Research Plan for the Next Six Months

Our main goal for the next six months is to investigate our algorithm for embedding EMD into Euclidean space. In the first stage, we are planning to build a software system, which given a large collection of images, extracts color features of the images and embeds them into the Euclidean space. When such system is ready, we will perform extensive experiments comparing similarities of images under the embedded EMD with other metrics, including original EMD as well as Euclidean distance between the color histograms. The experiments are going to be performed for several large image collections, including the CorelDraw image database.

After experimental verification of the embedding method, we are planning to augment the system with efficient implementation of a nearest neighbor search algorithm. Most likely this will involve re-implementation of the algorithm of [IM’98, GIM’99] for this particular application. We expect that the resulting system will be able to perform similarity queries in large image databases, orders of magnitude faster than the current methods.

In addition to the above plans, we intend to continue basic research on geometric pattern matching algorithms.

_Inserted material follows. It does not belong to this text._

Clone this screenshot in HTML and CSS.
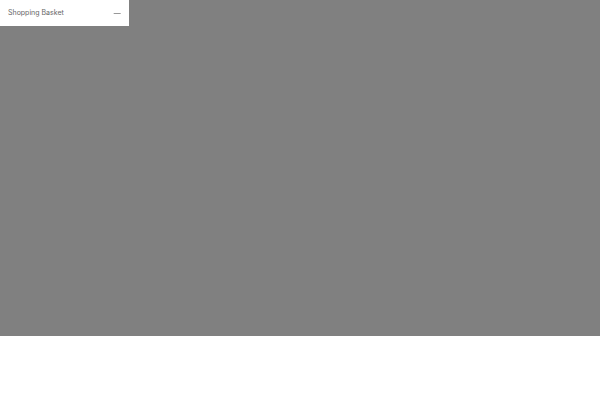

We believe that designing efficient algorithms is the best way to obtain dramatic improvements in performance, and that geometric pattern matching is an ideal area for this approach to succeed.

References

[EMD] Scott Cohen, "Computing Earth-Mover distance under transformations", http://robotics.stanford.edu/~scohen/research/emdg/emdg.html

[GIM’99] Aris Gionis, Piotr Indyk and Rajeev Motwani, "Similarity Search in High Dimensions via Hashing", IEEE Symposium on Very Large Databases, 1999.

[IM’98] Piotr Indyk and Rajeev Motwani, "Approximate Nearest Neighbor — Towards Removing the Curse of Dimensionality", ACM Symposium on Theory of Computing, 1998.

[IT’01] Piotr Indyk and Nitin Thaper, "Embedding Earth-Mover Distance into the Euclidean space", manuscript, 2001.

[I’02] Piotr Indyk, "Approximate Nearest Neighbor under Frechet Distance via Product Metrics", ACM Symposium on Computational Geometry, 2002, to appear.